One is struck by the multitude of pigeons in and about the city. They are held in great reverence by the common people, and no Russian will harm them. Indeed, they are as sacred here as monkeys in Benares or doves in Venice, being considered emblems of the Holy Ghost, and under protection of the Church. They wheel about in large blue flocks through the air so dense as to cast shadows, like swift-moving clouds between the sun and the earth, alighting fearlessly where they choose, to share the beggar's crumbs or the bounty of the affluent. It is a notable fact that this domestic bird was also considered sacred by the old Scandinavians, who believed that for a certain period after death the soul of the deceased under such form was accustomed to come to eat and drink with as well as to watch the behavior of the mourners. Beggary is sadly prevalent in the streets of the Muscovite capital,—the number of maimed and wretched-looking human beings forcibly recalling the same class in Spanish and Italian cities. This condition of poverty was the more remarkable when contrasted with its absence in St. Petersburg, where a person seen soliciting alms upon the streets or in tattered garments is very rare.
CHAPTER XVII.
Nijni-Novgorod.—Hot Weather.—The River Volga.—Hundreds of Steamers.—Great Annual Fair.—Peculiar Character of the Trade.—Motley Collection of Humanity.—An Army of Beggars.—Rare and Precious Stones.—The Famous Brick Tea.—A Costly Beverage.—Sanitary Measures.—Disgraceful Dance Halls.—Fatal Beauty.—A Sad History.—Light-Fingered Gentry.—Convicts.—Facts About Siberia.—Local Customs.—Russian Punishment.
A journey of about three hundred miles (or as the Russians state it, four hundred and ten versts) in a northeasterly direction from Moscow, by way of the historic town of Vladimir, famous for its battles with the Tartars, brings us to Nijni-Novgorod,—that is, Lower Novgorod, being so called to distinguish it from the famous place of the same name located on the Volkhov, and known as Novgorod the Great. It is older than Moscow, antedating it a century or more, and is the capital of a province bearing the same name.
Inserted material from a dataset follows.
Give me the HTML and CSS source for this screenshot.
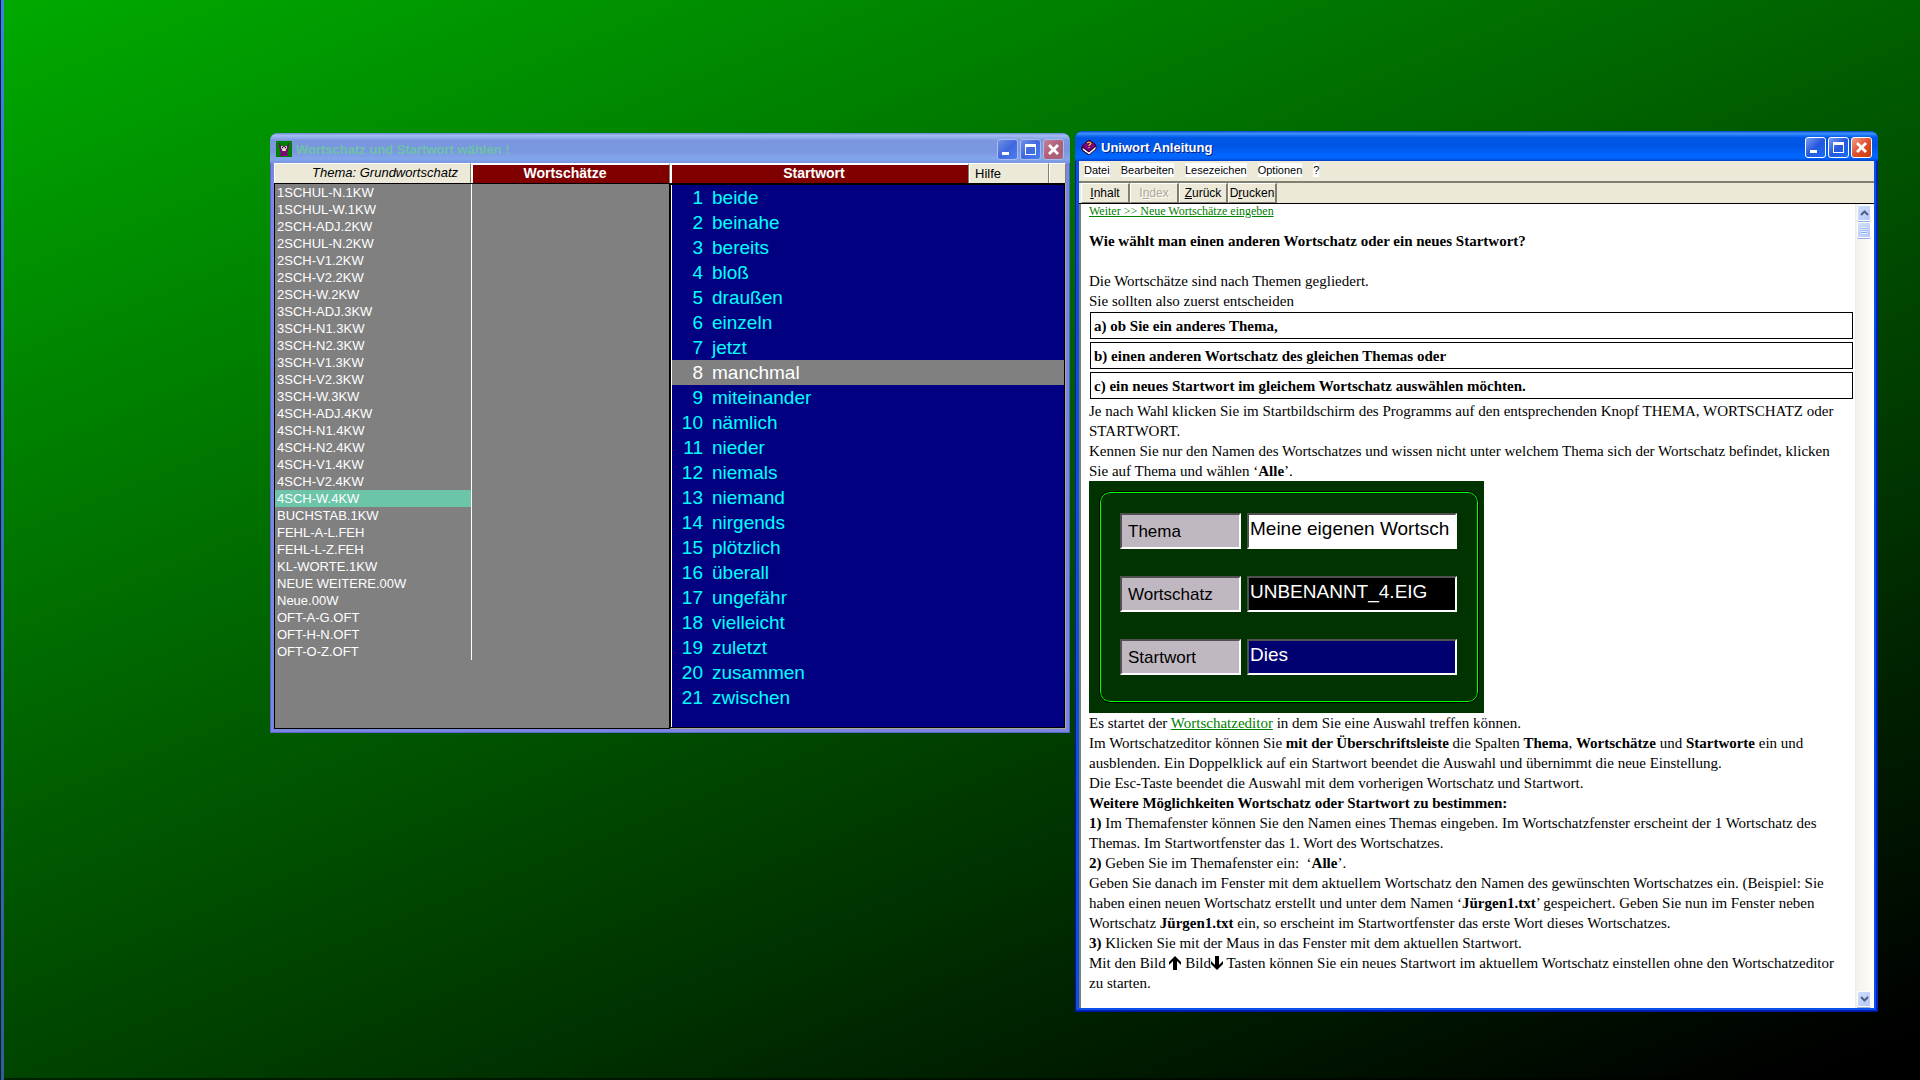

The residence of the governor of the district, the courts of law, and the citadel are within the Kremlin, where there is also a fine monument in the form of an obelisk eighty feet high, erected to the memory of Mininn and Pojarski, the two patriots who liberated their country from the Poles in 1612. This Kremlin, like that at Moscow, is situated on an elevation overlooking the town and the broad valley of the Volga. The site of the upper town, as the older portion of the place situated about the Kremlin is called, is quite remarkable, being a sort of overhanging bluff, commanding a level view as far as the eye can reach over an undulating country, through which winds the noblest river of Russia. The climate here is subject to great extremes of heat and cold,—the mercury freezing, it is said, in winter, and sometimes bursting in the heat of the summer sun. As we stood upon this bluff enjoying the comprehensive view, the heat of the mid-day hour and the power of the sun were quite tropical. Indeed, without the partial shelter of an umbrella it would have been as insufferable as mid-day exposure in Ceylon or Singapore. All animal life, so far as possible, sought the shade; and the fine black horses attached to the vehicle which had transported us from the plain below, though driven at a quiet pace, were flecked with foam and panted with distended nostrils. The thermometer on the shady side of the governor's palace close at hand indicated 89° Fahrenheit. To the great extremes of overpowering cold and enervating heat some of the apparent incongruities of the native character may doubtless be attributed. For more than half the year the people are as it were hermetically sealed up by the frost, and in the brief but intense heat of the summer they are rendered inert and slothful by the effect of tropical heat.